Laten we – met het oog op de naderende verkiezingen voor het Europees Parlement – ons eens de vraag stellen: Wat is de rol van de EU geweest in de aanloop naar de huidige crisis? De EU is ooit ontstaan als poging oorlog op dit continent uit te bannen. Beter samen aan tafel en koppen tellen, dan koppen snellen, was het idee. Het is de grote verdienste van de visionairs van toen dat zij Europese samenwerking tot stand hebben weten te brengen en zo een nieuwe oorlog op dit continent hebben weten te voorkomen. So far, so good.

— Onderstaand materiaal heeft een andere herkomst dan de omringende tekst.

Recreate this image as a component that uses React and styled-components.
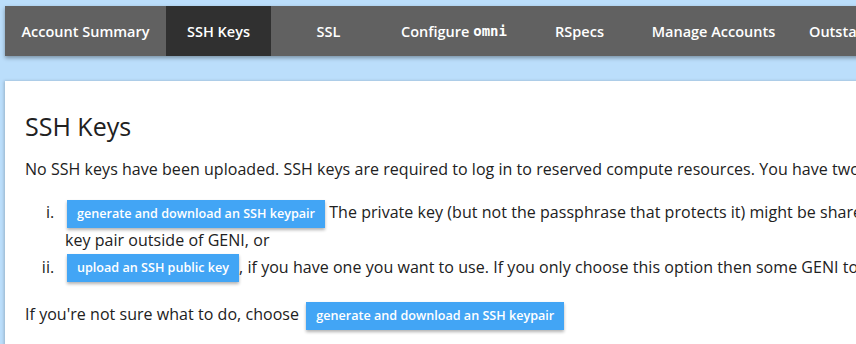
import * as React from "react";
import styled, { createGlobalStyle } from "styled-components";

const GlobalStyle = createGlobalStyle`
  html, body {
    margin: 0;
    padding: 0;
    background: #bbdefb;
    overflow: hidden;
  }
  body {
    font-family: "Open Sans", "Liberation Sans", sans-serif;
    color: #212121;
  }
`

const Page = styled.div`
  width: 1500px;
  padding: 6px 0 0 5px;
`

const NavBar = styled.nav`
  display: flex;
  height: 50px;
  background: #616161;
  box-shadow: 0 2px 4px rgba(0, 0, 0, 0.35);
`

const NavItem = styled.a`
  display: flex;
  align-items: center;
  justify-content: center;
  flex: none;
  width: ${(p) => (p.$width ? `${p.$width}px` : "auto")};
  padding: ${(p) => (p.$width ? "0" : "0 19px")};
  box-sizing: border-box;
  font-size: 14.5px;
  font-weight: 600;
  color: #fff;
  text-decoration: none;
  white-space: nowrap;
  background: ${(p) => (p.$active ? "#303030" : "transparent")};
`

const Mono = styled.code`
  font-family: "DejaVu Sans Mono", "Liberation Mono", monospace;
  font-size: 14px;
  font-weight: 600;
`

const Panel = styled.main`
  margin-top: 25px;
  background: #fff;
  padding: 12px 20px 30px;
  box-shadow: -1px 0 3px rgba(0, 0, 0, 0.2);
  min-height: 300px;
`

const Title = styled.h1`
  font-size: 25px;
  font-weight: 400;
  line-height: 30px;
  margin: 18px 0 0;
`

const Para = styled.p`
  font-size: 16px;
  letter-spacing: 0.04px;
  line-height: 27px;
  margin: ${(p) => p.$margin || "15px 0 0"};
  white-space: nowrap;
`

const Steps = styled.ol`
  margin: 16px 0 0;
  padding-left: 40px;
  font-size: 16px;
  letter-spacing: 0.04px;
  line-height: 27px;

  li::marker {
    content: counter(list-item, lower-roman) ".\\2002\\2009";
  }
`

const Step = styled.li`
  white-space: nowrap;
`

const Button = styled.a`
  display: inline-block;
  height: 28px;
  line-height: 28px;
  margin: -1px 0 -1px ${(p) => p.$ml || "2px"};
  padding: 0 10px;
  background: #42a5f5;
  color: #fff;
  font-size: 12.6px;
  font-weight: 600;
  letter-spacing: 0;
  text-decoration: none;
  vertical-align: middle;
  box-shadow: 0 2px 3px rgba(0, 0, 0, 0.3);
`

const tabs = [
  { label: "Account Summary", width: 161 },
  { label: "SSH Keys", width: 105, active: true },
  { label: "SSL", width: 115 },
  { label: "configure", width: 136 },
  { label: "RSpecs", width: 115 },
  { label: "Manage Accounts", width: 153 },
  { label: "Outstanding Requests" },
]

const App = () => (
  <Page>
    <GlobalStyle />
    <NavBar>
      {tabs.map((t) => (
        <NavItem key={t.label} href="#" $width={t.width} $active={t.active}>
          {t.label === "configure" ? (
            <>
              Configure&nbsp;<Mono>omni</Mono>
            </>
          ) : (
            t.label
          )}
        </NavItem>
      ))}
    </NavBar>
    <Panel>
      <Title>SSH Keys</Title>
      <Para>
        No SSH keys have been uploaded. SSH keys are required to log in to reserved compute
        resources. You have two options:
      </Para>
      <Steps>
        <Step>
          <Button href="#">generate and download an SSH keypair</Button> The private key (but
          not the passphrase that protects it) might be shared with GENI tools if you do not use this
          <br />
          key pair outside of GENI, or
        </Step>
        <Step>
          <Button href="#">upload an SSH public key</Button>, if you have one you want to use. If
          you only choose this option then some GENI tools may not work.
        </Step>
      </Steps>
      <Para $margin="20px 0 0">
        If you're not sure what to do, choose{" "}
        <Button href="#" $ml="3px">generate and download an SSH keypair</Button>
      </Para>
    </Panel>
  </Page>
)

export default App
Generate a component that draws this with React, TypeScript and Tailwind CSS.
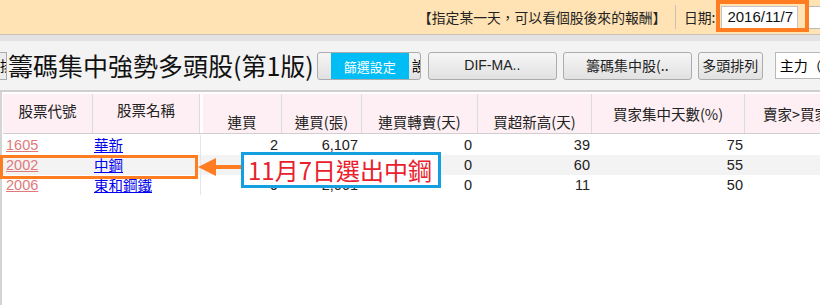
import React from "react";

const cjk = '"Noto Sans CJK TC", "Noto Sans CJK SC", sans-serif';
const num = '"Liberation Sans", "Noto Sans CJK TC", sans-serif';

const cols = "grid grid-cols-[90px_107px_3px_79px_80px_116px_114px_153px_1fr]";

function Btn({ children, w }: { children: React.ReactNode; w: string }) {
  return (
    <div
      className={`${w} shrink-0 h-[28px] flex items-center justify-center rounded-[3px] border border-[#acacac] bg-gradient-to-b from-[#f6f6f6] to-[#e1e1e1] text-[14px] text-[#222] whitespace-nowrap`}
      style={{ fontFamily: num }}
    >
      {children}
    </div>
  );
}

type Row = { code: string; name: string; a: string; b: string; c: string; d: string; e: string; bg: string };
const rows: Row[] = [
  { code: "1605", name: "華新", a: "2", b: "6,107", c: "0", d: "39", e: "75", bg: "bg-white" },
  { code: "2002", name: "中鋼", a: "", b: "", c: "0", d: "60", e: "55", bg: "bg-[#f3f3f3]" },
  { code: "2006", name: "東和鋼鐵", a: "9", b: "2,061", c: "0", d: "11", e: "50", bg: "bg-white" },
];

export default function App() {
  return (
    <div className="w-[820px] h-[305px] overflow-hidden bg-white relative" style={{ fontFamily: cjk }}>
      {/* top bar */}
      <div className="h-[35px] bg-[#ffe3b4] border-b border-[#c9c2b4] flex items-center pl-[418px] relative">
        <span className="text-[13.8px] text-[#222] whitespace-nowrap w-[248px] shrink-0">【指定某一天，可以看個股後來的報酬】</span>
        <div className="w-px h-[24px] bg-[#c9c2b4] ml-[9px] shrink-0" />
        <span className="text-[13.8px] text-[#222] ml-[8px] whitespace-nowrap shrink-0">日期:</span>
        <div className="ml-[6px] w-[77px] h-[23px] bg-white border border-[#c4c4c4] flex items-center pl-[5px] text-[15px] text-[#111] whitespace-nowrap shrink-0" style={{ fontFamily: num }}>
          2016/11/7
        </div>
        <div className="ml-[9px] w-[40px] h-[23px] bg-white border border-[#b9b9b9] shrink-0" />
        <div className="absolute left-[716px] top-0 w-[93px] h-[32px] border-[4px] border-[#ff7c20]" />
      </div>
      <div className="h-[6px] bg-[#e2e2e2]" />
      {/* toolbar */}
      <div className="h-[49px] bg-[#f3f3f3] flex items-center relative">
        <div className="w-[7px] shrink-0 h-[28px] overflow-hidden border border-l-0 border-[#acacac] bg-[#ececec] flex items-center justify-end">
          <span className="text-[14px] shrink-0 mr-[-8px]">排</span>
        </div>
        <span className="ml-[1px] shrink-0 text-[25px] leading-none text-[#111] whitespace-nowrap">籌碼集中強勢多頭股(第1版)</span>
        <div className="ml-[3px] shrink-0 w-[104px] h-[28px] rounded-[3px] border border-[#acacac] bg-gradient-to-b from-[#f6f6f6] to-[#e1e1e1] relative overflow-hidden flex items-center justify-end">
          <span className="text-[14px] mr-[-6px]">設</span>
          <div className="absolute left-[13px] top-0 w-[78px] h-[28px] bg-[#00bdf6] flex items-center justify-center text-white text-[13px] whitespace-nowrap">篩選設定</div>
        </div>
        <div className="ml-[7px] shrink-0"><Btn w="w-[129px]">DIF-MA..</Btn></div>
        <div className="ml-[6px] shrink-0"><Btn w="w-[129px]"><span style={{ fontFamily: cjk }}>籌碼集中股(..</span></Btn></div>
        <div className="ml-[6px] shrink-0"><Btn w="w-[65px]"><span style={{ fontFamily: cjk }}>多頭排列</span></Btn></div>
        <div className="ml-[12px] w-[60px] h-[27px] bg-white border border-[#b9b9b9] flex items-center pl-[4px] text-[14px] whitespace-nowrap shrink-0">主力（</div>
      </div>
      <div className="h-[2px] bg-[#cfcfcf]" />
      {/* table */}
      <div className="border-l-[2px] border-[#d4d4d4] h-[214px] pl-[1px] pt-[2px]">
        <div className={`${cols} h-[40px] text-[14.5px] text-[#222] border-b border-[#cfcfcf]`}>
          <div className="bg-[#fdeff3] border-r border-[#dcdcdc] flex justify-center pt-[6px]">股票代號</div>
          <div className="bg-[#fdeff3] border-r border-[#dcdcdc] flex justify-center pt-[5px]">股票名稱</div>
          <div className="bg-white" />
          <div className="bg-[#fdeff3] border-r border-[#dcdcdc] flex justify-center items-end pb-0">連買</div>
          <div className="bg-[#fdeff3] border-r border-[#dcdcdc] flex justify-center items-end pb-0">連買(張)</div>
          <div className="bg-[#fdeff3] border-r border-[#dcdcdc] flex justify-center items-end pb-0">連買轉賣(天)</div>
          <div className="bg-[#fdeff3] border-r border-[#dcdcdc] flex justify-center items-end pb-0">買超新高(天)</div>
          <div className="bg-[#fdeff3] border-r border-[#dcdcdc] flex justify-center items-center">買家集中天數(%)</div>
          <div className="bg-[#fdeff3] flex items-center pl-[18px] whitespace-nowrap overflow-hidden">賣家&gt;買家</div>
        </div>
        <div className="pt-[1px]">
          {rows.map((r) => (
            <div key={r.code} className={`${cols} h-[20px] text-[14.5px] leading-[20px] ${r.bg}`}>
              <div className="pl-[3px] text-[#e07a7a] underline" style={{ fontFamily: num }}>{r.code}</div>
              <div className="pl-[1px] text-[#0000ee] underline whitespace-nowrap">{r.name}</div>
              <div className="border-l border-[#e6e6e6]" />
              <div className="text-right pr-[4px] text-[#222]" style={{ fontFamily: num }}>{r.a}</div>
              <div className="text-right pr-[4px] text-[#222]" style={{ fontFamily: num }}>{r.b}</div>
              <div className="text-right pr-[6px] text-[#222]" style={{ fontFamily: num }}>{r.c}</div>
              <div className="text-right pr-[2px] text-[#222]" style={{ fontFamily: num }}>{r.d}</div>
              <div className="text-right pr-[2px] text-[#222]" style={{ fontFamily: num }}>{r.e}</div>
              <div />
            </div>
          ))}
        </div>
      </div>
      {/* annotations */}
      <div className="absolute left-0 top-[155px] w-[198px] h-[24px] border-[3px] border-[#ff7c20]" />
      <svg className="absolute left-[197px] top-[156px]" width="46" height="22" viewBox="0 0 46 22">
        <polygon points="1,11 19,2 19,20" fill="#ff7c20" />
        <rect x="18" y="9" width="27" height="4" fill="#ff7c20" />
      </svg>
      <div className="absolute left-[241px] top-[152px] w-[200px] h-[36px] border-[3px] border-[#14a0e0] bg-white flex items-center pl-[4px]">
        <span className="text-[24px] leading-none text-[#e8212c] whitespace-nowrap">11月7日選出中鋼</span>
      </div>
    </div>
  );
}
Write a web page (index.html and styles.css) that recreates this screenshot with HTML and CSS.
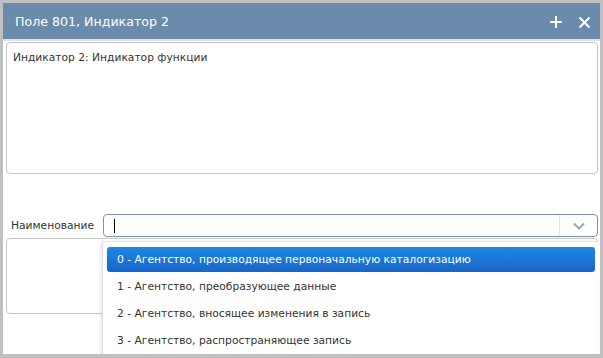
FILE: index.html
```html
<!DOCTYPE html>
<html lang="ru">
<head>
    <meta charset="UTF-8">
    <title>Поле 801, Индикатор 2</title>
    <link rel="stylesheet" href="styles.css">
</head>
<body>
    <div class="window">
        <div class="titlebar">
            <span class="title">Поле 801, Индикатор 2</span>
            <span class="tools">
                <svg width="14" height="14" viewBox="0 0 14 14"><path d="M7 1v12M1 7h12" stroke="#fff" stroke-width="2"/></svg>
                <svg width="13" height="13" viewBox="0 0 13 13"><path d="M1.5 1.5l10 10M11.5 1.5l-10 10" stroke="#fff" stroke-width="2"/></svg>
            </span>
        </div>
        <div class="content">
            <div class="memo">Индикатор 2: Индикатор функции</div>
            <div class="row">
                <label>Наименование</label>
                <div class="combo">
                    <span class="caret"></span>
                    <span class="arrow">
                        <svg width="12" height="8" viewBox="0 0 12 8"><path d="M1 1.5l5 5 5-5" stroke="#98a4b0" stroke-width="2" fill="none"/></svg>
                    </span>
                </div>
            </div>
            <div class="lower">
                <div class="memo small"></div>
                <ul class="list">
                    <li class="active">0 - Агентство, производящее первоначальную каталогизацию</li>
                    <li>1 - Агентство, преобразующее данные</li>
                    <li>2 - Агентство, вносящее изменения в запись</li>
                    <li>3 - Агентство, распространяющее запись</li>
                </ul>
            </div>
        </div>
    </div>
</body>
</html>
```

FILE: styles.css
```css
body {
    margin: 0;
    background-color: #c0c0c0;
    font-family: "DejaVu Sans", sans-serif;
    font-size: 10.7px;
    color: #333;
}

.window {
    margin: 3px 3px 0 3px;
    height: 351px;
    background-color: #fff;
    overflow: hidden;
}

.titlebar {
    height: 36px;
    background-color: #6a8bab;
    color: #fff;
    display: flex;
    align-items: center;
    justify-content: space-between;
    padding: 0 9px 0 12px;
    border-bottom: 2px solid #e2e2e2;
}

.title {
    font-size: 12.6px;
}

.tools {
    display: flex;
    align-items: center;
    gap: 15px;
    padding-top: 2px;
}

.content {
    padding: 1px 2px 0 3px;
}

.memo {
    border: 1px solid #c6c6c6;
    border-radius: 4px;
    padding: 8px 6px;
    box-sizing: border-box;
    height: 132px;
}

.row {
    display: flex;
    align-items: center;
    margin-top: 40px;
    height: 23px;
}

.row label {
    width: 92px;
    padding-left: 5px;
    color: #333;
}

.combo {
    flex: 1;
    height: 23px;
    box-sizing: border-box;
    border: 1px solid #7d93a9;
    border-radius: 4px;
    display: flex;
    align-items: center;
    justify-content: space-between;
}

.caret {
    width: 1px;
    height: 14px;
    background-color: #000;
    margin-left: 10px;
}

.arrow {
    width: 37px;
    height: 21px;
    border-left: 1px solid #e4e4e4;
    display: flex;
    align-items: center;
    justify-content: center;
}

.lower {
    position: relative;
    margin-top: 1px;
}

.memo.small {
    height: 76px;
}

.list {
    position: absolute;
    top: 3px;
    left: 96px;
    width: 496px;
    margin: 0;
    padding: 5px 3px 0 4px;
    list-style: none;
    background-color: #fff;
    border-left: 1px solid #e0e0e0;
    border-top: 1px solid #e8e8e8;
    box-sizing: border-box;
    box-shadow: -1px 1px 3px rgba(0, 0, 0, 0.12);
    height: 120px;
}

.list li {
    height: 27px;
    line-height: 26px;
    padding-left: 10px;
    color: #333;
    border-radius: 3px;
}

.list li.active {
    height: 25px;
    line-height: 25px;
    margin-bottom: 2px;
    background: linear-gradient(#1f87e3, #1766c9);
    color: #fff;
}
```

Vanaf begin jaren negentig ging het met de Europese samenwerking de verkeerde kant op. De agenda werd steeds meer bepaald door het internationale bedrijfsleven. Men wilde een – liefst zo groot mogelijke – interne markt. De Unie werd dus fors uitgebreid. De binnengrenzen vervielen, en de euro werd geïntroduceerd. Nog een wens van het bedrijfsleven: Europa moet één land worden, met een eigen regering. En nog een: de koers van Europa moet die van het neoliberalisme worden. Privatisering, flexibilisering, deregulering werden opgelegd aan de lidstaten. Daarom werden alle beperkende zekerheden die eerder aan het financiële verkeer waren opgelegd, weer opgeheven. Zo ontstond het casinokapitalisme, waar we nu de gevolgen van ondervinden.

De Nederlanders en de Fransen zagen het goed toen ze ‘nee’ zeiden tegen de Europese grondwet. Zij willen, net als iedereen, baas in eigen huis blijven: wel zo democratisch, en in zijn uitwerking wel zo sociaal.